The legacy HCX execution flow buried critical settings under complex, nested interactions. When engineering decided to modernize the architecture, I redesigned the UI into a clear, linear progression — utilizing scalable inventory tables and global network destination assignments. This removed immediate friction and structurally prepared the interface for its eventual native integration into the Ops UI.

Before After Legacy HCX execution UI with nested interactions
Modernized linear HCX flow with global assignments
— Drag to compare —

A unified "single pane of glass" for the next horizon.

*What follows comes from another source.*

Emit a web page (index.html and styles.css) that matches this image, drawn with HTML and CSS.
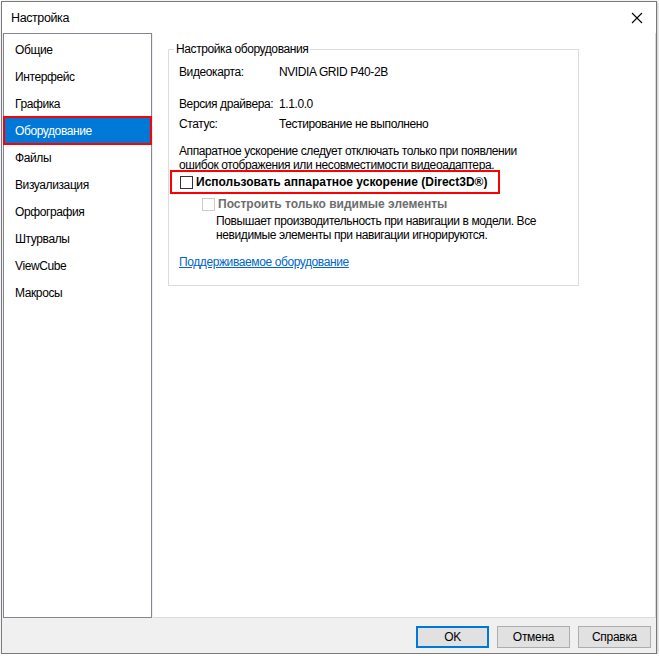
FILE: index.html
```html
<!DOCTYPE html>
<html lang="ru">
<head>
    <meta charset="UTF-8">
    <title>Настройка</title>
    <link rel="stylesheet" href="styles.css">
</head>
<body>
    <div class="window">
        <div class="titlebar">
            <span class="title">Настройка</span>
            <svg class="close" width="12" height="12" viewBox="0 0 12 12">
                <path d="M1 1 L11 11 M11 1 L1 11" stroke="#000" stroke-width="1.1" fill="none"/>
            </svg>
        </div>

        <div class="main">
            <ul class="nav">
                <li>Общие</li>
                <li>Интерфейс</li>
                <li>Графика</li>
                <li class="selected">Оборудование</li>
                <li>Файлы</li>
                <li>Визуализация</li>
                <li>Орфография</li>
                <li>Штурвалы</li>
                <li>ViewCube</li>
                <li>Макросы</li>
            </ul>

            <div class="page">
                <fieldset class="group">
                    <legend>Настройка оборудования</legend>
                    <div class="info">
                        <span>Видеокарта:</span><span>NVIDIA GRID P40-2B</span>
                    </div>
                    <div class="info driver">
                        <span>Версия драйвера:</span><span>1.1.0.0</span>
                    </div>
                    <div class="info status">
                        <span>Статус:</span><span>Тестирование не выполнено</span>
                    </div>
                    <p class="note">Аппаратное ускорение следует отключать только при появлении<br>ошибок отображения или несовместимости видеоадаптера.</p>
                    <div class="check highlight">
                        <span class="box"></span>
                        <span class="label">Использовать аппаратное ускорение (Direct3D®)</span>
                    </div>
                    <div class="check sub disabled">
                        <span class="box"></span>
                        <span class="label">Построить только видимые элементы</span>
                    </div>
                    <p class="desc">Повышает производительность при навигации в модели. Все<br>невидимые элементы при навигации игнорируются.</p>
                    <a class="link" href="#">Поддерживаемое оборудование</a>
                </fieldset>
            </div>
        </div>

        <div class="footer">
            <button class="btn default">OK</button>
            <button class="btn">Отмена</button>
            <button class="btn">Справка</button>
        </div>
    </div>
</body>
</html>
```

FILE: styles.css
```css
body {
    margin: 0;
    padding: 0;
    background: #fff;
    font-family: "Liberation Sans", Arial, sans-serif;
    font-size: 12px;
    letter-spacing: -0.4px;
    color: #000;
}
.window {
    margin: 1px 0 0 1px;
    width: 654px;
    height: 651px;
    border: 1px solid #7a7a7a;
    background: #f0f0f0;
    box-shadow: 1px 1px 3px rgba(0,0,0,0.25);
    display: flex;
    flex-direction: column;
}
.titlebar {
    height: 31px;
    background: #fff;
    display: flex;
    align-items: center;
    justify-content: space-between;
    padding: 0 13px 0 9px;
}
.title {
    font-size: 12.5px;
}
.main {
    display: flex;
    gap: 1px;
    height: 585px;
}
.nav {
    list-style: none;
    margin: 0 0 0 1px;
    padding: 2px 0 0;
    width: 149px;
    box-sizing: border-box;
    border: 1px solid #828790;
    background: #fff;
}
.nav li {
    height: 27px;
    line-height: 29px;
    padding-left: 11px;
}
.nav li.selected {
    background: #0078d7;
    color: #fff;
    outline: 2px solid #f00;
    outline-offset: -1px;
}
.page {
    flex: 1;
    background: #fff;
    border-right: 1px solid #dadada;
    border-bottom: 1px solid #dadada;
    padding: 9px 0 0 15px;
}
.group {
    margin: 0;
    width: 411px;
    box-sizing: border-box;
    border: 1px solid #dcdcdc;
    padding: 0 10px 15px 10px;
    line-height: 15px;
}
.group legend {
    margin-left: -5px;
    padding: 0 2px;
    line-height: 15px;
}
.info {
    display: grid;
    grid-template-columns: 100px auto;
    margin-top: 8px;
    white-space: nowrap;
}
.info.driver {
    margin-top: 17px;
}
.info.status {
    margin-top: 5px;
}
.note {
    margin: 12px 0 0;
    line-height: 14px;
    white-space: nowrap;
}
.check {
    display: inline-flex;
    align-items: center;
    gap: 3px;
}
.check .box {
    width: 11px;
    height: 11px;
    border: 1px solid #333;
    background: #fff;
}
.check .label {
    font-weight: bold;
    letter-spacing: 0;
}
.highlight {
    height: 20px;
    margin: 0 0 0 -7px;
    padding: 0 11px 0 8px;
    outline: 2px solid #f00;
    vertical-align: top;
}
.sub {
    display: flex;
    height: 16px;
    margin: 4px 0 0 23px;
}
.disabled .box {
    border-color: #cccccc;
}
.disabled .label {
    color: #6d6d6d;
}
.desc {
    margin: 2px 0 0 37px;
    line-height: 14px;
    white-space: nowrap;
}
.link {
    display: inline-block;
    margin-top: 13px;
    color: #0066cc;
    line-height: 14px;
}
.footer {
    flex: 1;
    display: flex;
    justify-content: flex-end;
    align-items: flex-start;
    gap: 8px;
    padding: 8px 5px 0 0;
}
.btn {
    width: 73px;
    height: 22px;
    padding: 0;
    font-family: "Liberation Sans", Arial, sans-serif;
    font-size: 12px;
    letter-spacing: -0.3px;
    color: #000;
    background: #e1e1e1;
    border: 1px solid #adadad;
}
.btn.default {
    border: 2px solid #0078d7;
}
```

Following the success of the Workload Mobility unification, I defined the long-term vision for a Global Mobility Service — shifting from individual tool integration to a unified operational surface.

i.

Project Dashboard

A single pane of glass surfacing every active migration, scope, and status across all migration plans.

Project Dashboard
ii.

Destination Insights

Comparison of clusters as possible destinations, organized by capacity, cost, and compatibility.

Destination Insights
iii.

Capacity Analysis

Forecasted resource utilization across waves — showing CPU, memory, and storage growth before the operator commits.

Capacity Analysis
iv.

Capacity Optimization

Recommendations to resize workloads before migration, ensuring optimal usage of available network bandwidth and resources.

Capacity Optimization

Validated in the operator's own words.

"
I'm encouraged by the direction Migration is taking. Greater integration between HCX and Net Ops would help create a more cohesive and streamlined workflow.
Director of IT
Citibank
"
Auto-generating waves and groups could be highly beneficial for us. I'd like to see the logic incorporate additional criteria beyond just network dependencies.
Systems Engineer
Trinity Health
"
I would like the planning capability to be built into Ops without having to install Net Ops. I'd especially like to use that collapsible widget to understand capacity needs from an HCX service-mesh standpoint.
IT Architect
VISA

Three lessons that travel.

i.

Designing for ecosystems

Bridging legacy tools requires solving the overarching architecture — not just localized UI fixes.

ii.

Balancing wins with vision

Features like the collapsible widget addressed immediate pain points, while research set the foundation for the future Global Mobility Service.

iii.

Multiplying impact

True design leadership means elevating the team. Mentoring a junior designer to independently moderate high-stakes customer sessions expanded research velocity and built lasting capability.